--- Begin Records for processing ---

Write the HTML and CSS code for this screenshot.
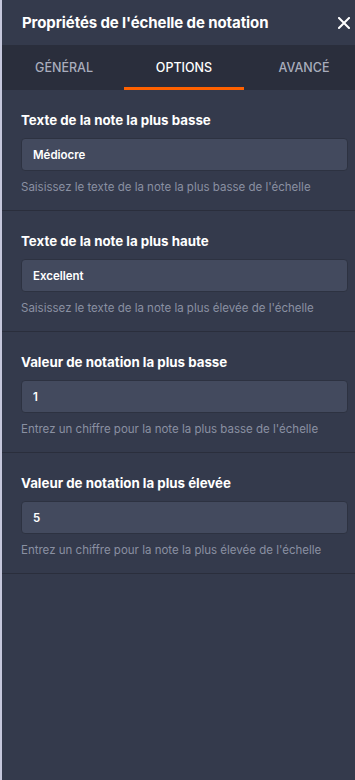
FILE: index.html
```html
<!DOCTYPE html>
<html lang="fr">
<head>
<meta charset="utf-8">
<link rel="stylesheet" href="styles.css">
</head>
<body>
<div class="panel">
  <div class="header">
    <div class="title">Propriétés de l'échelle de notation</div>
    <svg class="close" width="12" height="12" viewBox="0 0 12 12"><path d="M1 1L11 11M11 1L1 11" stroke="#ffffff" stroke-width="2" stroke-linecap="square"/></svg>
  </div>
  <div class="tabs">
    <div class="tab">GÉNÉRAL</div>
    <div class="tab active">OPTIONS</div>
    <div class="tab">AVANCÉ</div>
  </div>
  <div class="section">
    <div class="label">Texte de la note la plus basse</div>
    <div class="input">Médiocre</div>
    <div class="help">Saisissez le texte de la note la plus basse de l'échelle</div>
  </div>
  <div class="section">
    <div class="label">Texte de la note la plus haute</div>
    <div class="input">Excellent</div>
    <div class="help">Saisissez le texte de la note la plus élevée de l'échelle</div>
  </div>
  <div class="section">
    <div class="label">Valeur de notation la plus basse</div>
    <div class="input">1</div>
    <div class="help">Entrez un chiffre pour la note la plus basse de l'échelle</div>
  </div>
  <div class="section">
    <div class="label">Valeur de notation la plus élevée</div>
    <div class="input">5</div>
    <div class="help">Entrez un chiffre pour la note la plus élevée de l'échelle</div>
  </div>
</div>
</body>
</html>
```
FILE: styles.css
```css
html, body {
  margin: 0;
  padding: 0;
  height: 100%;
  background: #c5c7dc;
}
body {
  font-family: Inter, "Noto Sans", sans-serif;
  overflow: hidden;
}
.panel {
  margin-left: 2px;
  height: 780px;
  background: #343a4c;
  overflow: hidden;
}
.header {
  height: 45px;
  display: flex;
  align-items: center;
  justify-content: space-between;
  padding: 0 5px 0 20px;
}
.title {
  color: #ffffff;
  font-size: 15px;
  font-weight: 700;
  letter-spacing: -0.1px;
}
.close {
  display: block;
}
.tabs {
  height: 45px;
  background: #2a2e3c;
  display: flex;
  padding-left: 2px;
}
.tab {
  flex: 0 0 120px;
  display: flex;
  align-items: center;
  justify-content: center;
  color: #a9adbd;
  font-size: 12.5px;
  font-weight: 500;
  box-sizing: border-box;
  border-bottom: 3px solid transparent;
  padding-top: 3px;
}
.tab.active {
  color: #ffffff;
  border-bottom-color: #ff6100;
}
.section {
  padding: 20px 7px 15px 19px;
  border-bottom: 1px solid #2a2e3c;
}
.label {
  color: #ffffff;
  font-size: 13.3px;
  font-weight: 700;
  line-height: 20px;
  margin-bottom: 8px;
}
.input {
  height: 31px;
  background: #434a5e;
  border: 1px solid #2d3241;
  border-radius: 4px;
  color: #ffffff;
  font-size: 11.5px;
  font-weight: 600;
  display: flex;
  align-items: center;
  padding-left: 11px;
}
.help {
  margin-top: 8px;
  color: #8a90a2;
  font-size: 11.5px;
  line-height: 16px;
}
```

--- End Records for processing ---
--- Begin Records for processing ---

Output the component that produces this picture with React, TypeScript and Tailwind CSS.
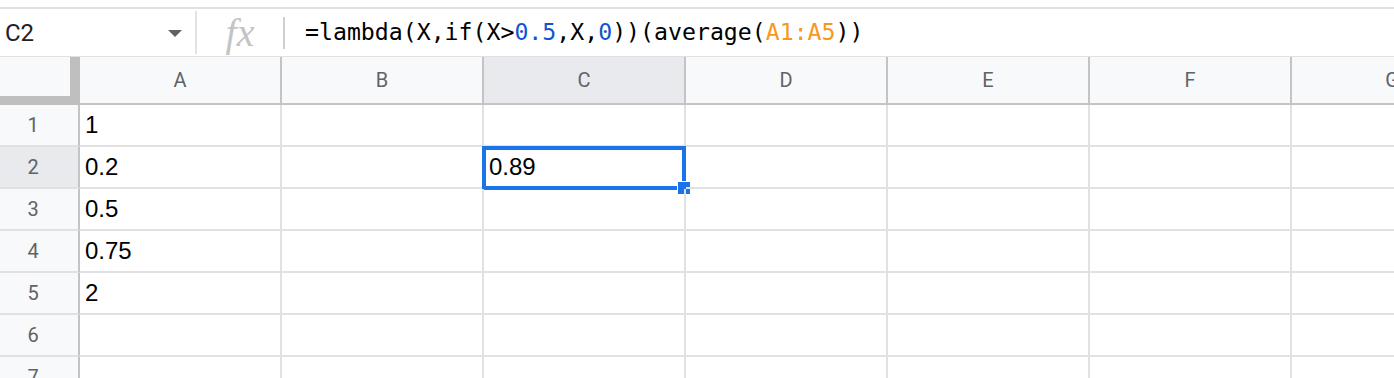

--- End Records for processing ---
--- Begin Records for processing ---

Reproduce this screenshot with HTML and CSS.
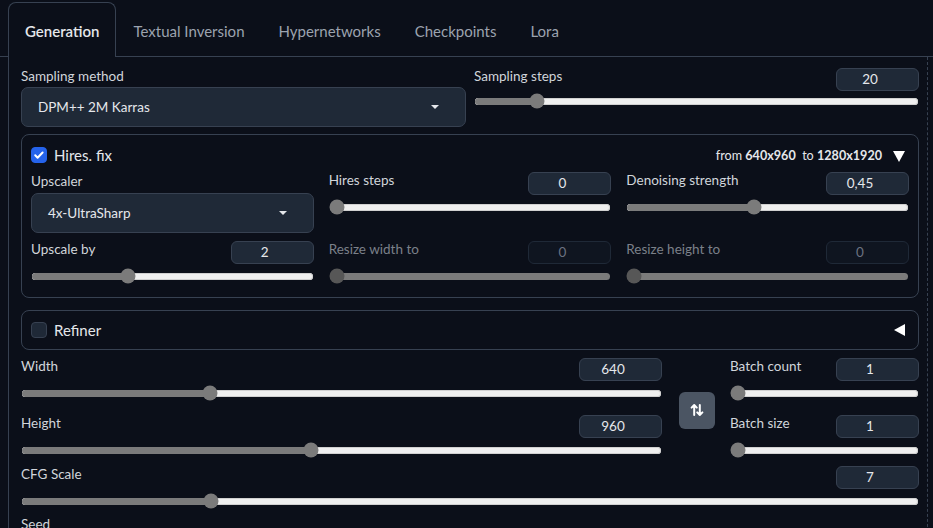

--- End Records for processing ---

*Task description*: Only lines with the word "this" are wanted, so copy each one from the records.

*Answer for the task*:
Write the HTML and CSS code for this screenshot.
Output the component that produces this picture with React, TypeScript and Tailwind CSS.
Reproduce this screenshot with HTML and CSS.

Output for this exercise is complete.